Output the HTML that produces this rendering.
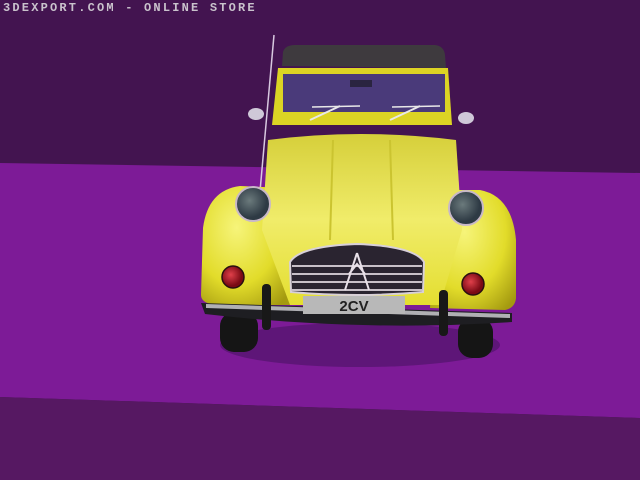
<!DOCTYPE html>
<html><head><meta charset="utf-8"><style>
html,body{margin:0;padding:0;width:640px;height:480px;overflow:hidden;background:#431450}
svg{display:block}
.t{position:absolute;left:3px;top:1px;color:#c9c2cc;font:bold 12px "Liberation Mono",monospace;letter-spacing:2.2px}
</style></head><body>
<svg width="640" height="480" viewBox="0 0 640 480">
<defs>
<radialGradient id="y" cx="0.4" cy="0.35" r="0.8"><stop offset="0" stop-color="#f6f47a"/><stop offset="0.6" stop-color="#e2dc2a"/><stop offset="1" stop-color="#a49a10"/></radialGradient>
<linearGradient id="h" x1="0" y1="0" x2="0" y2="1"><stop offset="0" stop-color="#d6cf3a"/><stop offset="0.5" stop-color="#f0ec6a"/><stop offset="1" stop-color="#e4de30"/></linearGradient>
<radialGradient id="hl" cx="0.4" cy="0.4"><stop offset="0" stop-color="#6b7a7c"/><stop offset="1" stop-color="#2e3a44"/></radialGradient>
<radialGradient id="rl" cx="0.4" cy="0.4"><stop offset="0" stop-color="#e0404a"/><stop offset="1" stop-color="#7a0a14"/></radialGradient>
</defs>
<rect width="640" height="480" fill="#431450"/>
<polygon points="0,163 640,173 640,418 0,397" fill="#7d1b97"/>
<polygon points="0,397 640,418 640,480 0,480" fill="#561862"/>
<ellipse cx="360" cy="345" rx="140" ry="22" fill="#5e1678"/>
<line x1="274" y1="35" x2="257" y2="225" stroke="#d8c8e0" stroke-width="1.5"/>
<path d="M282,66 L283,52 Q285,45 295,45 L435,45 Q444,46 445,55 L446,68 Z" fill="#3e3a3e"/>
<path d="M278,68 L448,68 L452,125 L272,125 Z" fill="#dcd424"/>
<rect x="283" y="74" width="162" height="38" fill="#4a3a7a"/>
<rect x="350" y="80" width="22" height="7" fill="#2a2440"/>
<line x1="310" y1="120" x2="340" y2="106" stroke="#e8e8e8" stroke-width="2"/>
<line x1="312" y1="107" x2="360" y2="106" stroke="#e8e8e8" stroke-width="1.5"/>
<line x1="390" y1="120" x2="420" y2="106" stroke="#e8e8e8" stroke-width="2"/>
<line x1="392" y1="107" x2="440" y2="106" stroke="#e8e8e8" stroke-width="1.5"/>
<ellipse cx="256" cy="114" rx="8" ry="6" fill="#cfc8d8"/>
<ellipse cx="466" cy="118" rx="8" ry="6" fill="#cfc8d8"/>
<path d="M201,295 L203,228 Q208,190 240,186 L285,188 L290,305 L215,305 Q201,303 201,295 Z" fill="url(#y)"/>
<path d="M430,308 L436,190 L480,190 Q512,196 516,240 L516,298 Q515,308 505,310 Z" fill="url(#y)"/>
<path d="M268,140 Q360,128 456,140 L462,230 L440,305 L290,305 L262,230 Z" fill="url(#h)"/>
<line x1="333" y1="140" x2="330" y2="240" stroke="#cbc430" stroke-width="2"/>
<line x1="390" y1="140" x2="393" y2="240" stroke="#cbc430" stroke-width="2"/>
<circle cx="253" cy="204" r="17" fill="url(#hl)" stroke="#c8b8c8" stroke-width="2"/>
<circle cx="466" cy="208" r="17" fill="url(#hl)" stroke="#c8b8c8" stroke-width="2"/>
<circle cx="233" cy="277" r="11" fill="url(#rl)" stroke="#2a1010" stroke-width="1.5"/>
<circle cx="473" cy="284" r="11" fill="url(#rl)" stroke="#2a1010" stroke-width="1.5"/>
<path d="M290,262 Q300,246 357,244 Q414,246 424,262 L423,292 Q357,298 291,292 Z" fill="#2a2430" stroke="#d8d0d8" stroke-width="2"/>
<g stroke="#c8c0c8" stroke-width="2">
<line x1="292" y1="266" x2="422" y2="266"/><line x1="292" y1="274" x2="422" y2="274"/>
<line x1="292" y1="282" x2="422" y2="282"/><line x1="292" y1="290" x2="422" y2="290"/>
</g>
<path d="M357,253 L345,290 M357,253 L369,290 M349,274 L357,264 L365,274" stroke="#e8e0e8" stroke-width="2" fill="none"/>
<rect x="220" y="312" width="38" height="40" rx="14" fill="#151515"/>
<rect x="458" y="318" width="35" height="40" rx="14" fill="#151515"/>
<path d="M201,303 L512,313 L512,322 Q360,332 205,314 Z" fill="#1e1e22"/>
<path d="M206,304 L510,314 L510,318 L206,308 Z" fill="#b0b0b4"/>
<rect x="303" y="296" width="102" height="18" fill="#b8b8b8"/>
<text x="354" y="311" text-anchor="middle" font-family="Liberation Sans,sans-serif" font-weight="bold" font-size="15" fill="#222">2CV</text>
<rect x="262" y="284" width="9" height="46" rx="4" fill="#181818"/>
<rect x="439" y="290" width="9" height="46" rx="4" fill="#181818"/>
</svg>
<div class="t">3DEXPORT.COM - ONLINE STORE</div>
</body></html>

------------------------

STATED GOAL » Copy the material above exactly and drop the pictures.

RESPONSE FOR THIS EXERCISE »
Output the HTML that produces this rendering.
<!DOCTYPE html>
<html><head><meta charset="utf-8"><style>
html,body{margin:0;padding:0;width:640px;height:480px;overflow:hidden;background:#431450}
svg{display:block}
.t{position:absolute;left:3px;top:1px;color:#c9c2cc;font:bold 12px "Liberation Mono",monospace;letter-spacing:2.2px}
</style></head><body>
<svg width="640" height="480" viewBox="0 0 640 480">
<defs>
<radialGradient id="y" cx="0.4" cy="0.35" r="0.8"><stop offset="0" stop-color="#f6f47a"/><stop offset="0.6" stop-color="#e2dc2a"/><stop offset="1" stop-color="#a49a10"/></radialGradient>
<linearGradient id="h" x1="0" y1="0" x2="0" y2="1"><stop offset="0" stop-color="#d6cf3a"/><stop offset="0.5" stop-color="#f0ec6a"/><stop offset="1" stop-color="#e4de30"/></linearGradient>
<radialGradient id="hl" cx="0.4" cy="0.4"><stop offset="0" stop-color="#6b7a7c"/><stop offset="1" stop-color="#2e3a44"/></radialGradient>
<radialGradient id="rl" cx="0.4" cy="0.4"><stop offset="0" stop-color="#e0404a"/><stop offset="1" stop-color="#7a0a14"/></radialGradient>
</defs>
<rect width="640" height="480" fill="#431450"/>
<polygon points="0,163 640,173 640,418 0,397" fill="#7d1b97"/>
<polygon points="0,397 640,418 640,480 0,480" fill="#561862"/>
<ellipse cx="360" cy="345" rx="140" ry="22" fill="#5e1678"/>
<line x1="274" y1="35" x2="257" y2="225" stroke="#d8c8e0" stroke-width="1.5"/>
<path d="M282,66 L283,52 Q285,45 295,45 L435,45 Q444,46 445,55 L446,68 Z" fill="#3e3a3e"/>
<path d="M278,68 L448,68 L452,125 L272,125 Z" fill="#dcd424"/>
<rect x="283" y="74" width="162" height="38" fill="#4a3a7a"/>
<rect x="350" y="80" width="22" height="7" fill="#2a2440"/>
<line x1="310" y1="120" x2="340" y2="106" stroke="#e8e8e8" stroke-width="2"/>
<line x1="312" y1="107" x2="360" y2="106" stroke="#e8e8e8" stroke-width="1.5"/>
<line x1="390" y1="120" x2="420" y2="106" stroke="#e8e8e8" stroke-width="2"/>
<line x1="392" y1="107" x2="440" y2="106" stroke="#e8e8e8" stroke-width="1.5"/>
<ellipse cx="256" cy="114" rx="8" ry="6" fill="#cfc8d8"/>
<ellipse cx="466" cy="118" rx="8" ry="6" fill="#cfc8d8"/>
<path d="M201,295 L203,228 Q208,190 240,186 L285,188 L290,305 L215,305 Q201,303 201,295 Z" fill="url(#y)"/>
<path d="M430,308 L436,190 L480,190 Q512,196 516,240 L516,298 Q515,308 505,310 Z" fill="url(#y)"/>
<path d="M268,140 Q360,128 456,140 L462,230 L440,305 L290,305 L262,230 Z" fill="url(#h)"/>
<line x1="333" y1="140" x2="330" y2="240" stroke="#cbc430" stroke-width="2"/>
<line x1="390" y1="140" x2="393" y2="240" stroke="#cbc430" stroke-width="2"/>
<circle cx="253" cy="204" r="17" fill="url(#hl)" stroke="#c8b8c8" stroke-width="2"/>
<circle cx="466" cy="208" r="17" fill="url(#hl)" stroke="#c8b8c8" stroke-width="2"/>
<circle cx="233" cy="277" r="11" fill="url(#rl)" stroke="#2a1010" stroke-width="1.5"/>
<circle cx="473" cy="284" r="11" fill="url(#rl)" stroke="#2a1010" stroke-width="1.5"/>
<path d="M290,262 Q300,246 357,244 Q414,246 424,262 L423,292 Q357,298 291,292 Z" fill="#2a2430" stroke="#d8d0d8" stroke-width="2"/>
<g stroke="#c8c0c8" stroke-width="2">
<line x1="292" y1="266" x2="422" y2="266"/><line x1="292" y1="274" x2="422" y2="274"/>
<line x1="292" y1="282" x2="422" y2="282"/><line x1="292" y1="290" x2="422" y2="290"/>
</g>
<path d="M357,253 L345,290 M357,253 L369,290 M349,274 L357,264 L365,274" stroke="#e8e0e8" stroke-width="2" fill="none"/>
<rect x="220" y="312" width="38" height="40" rx="14" fill="#151515"/>
<rect x="458" y="318" width="35" height="40" rx="14" fill="#151515"/>
<path d="M201,303 L512,313 L512,322 Q360,332 205,314 Z" fill="#1e1e22"/>
<path d="M206,304 L510,314 L510,318 L206,308 Z" fill="#b0b0b4"/>
<rect x="303" y="296" width="102" height="18" fill="#b8b8b8"/>
<text x="354" y="311" text-anchor="middle" font-family="Liberation Sans,sans-serif" font-weight="bold" font-size="15" fill="#222">2CV</text>
<rect x="262" y="284" width="9" height="46" rx="4" fill="#181818"/>
<rect x="439" y="290" width="9" height="46" rx="4" fill="#181818"/>
</svg>
<div class="t">3DEXPORT.COM - ONLINE STORE</div>
</body></html>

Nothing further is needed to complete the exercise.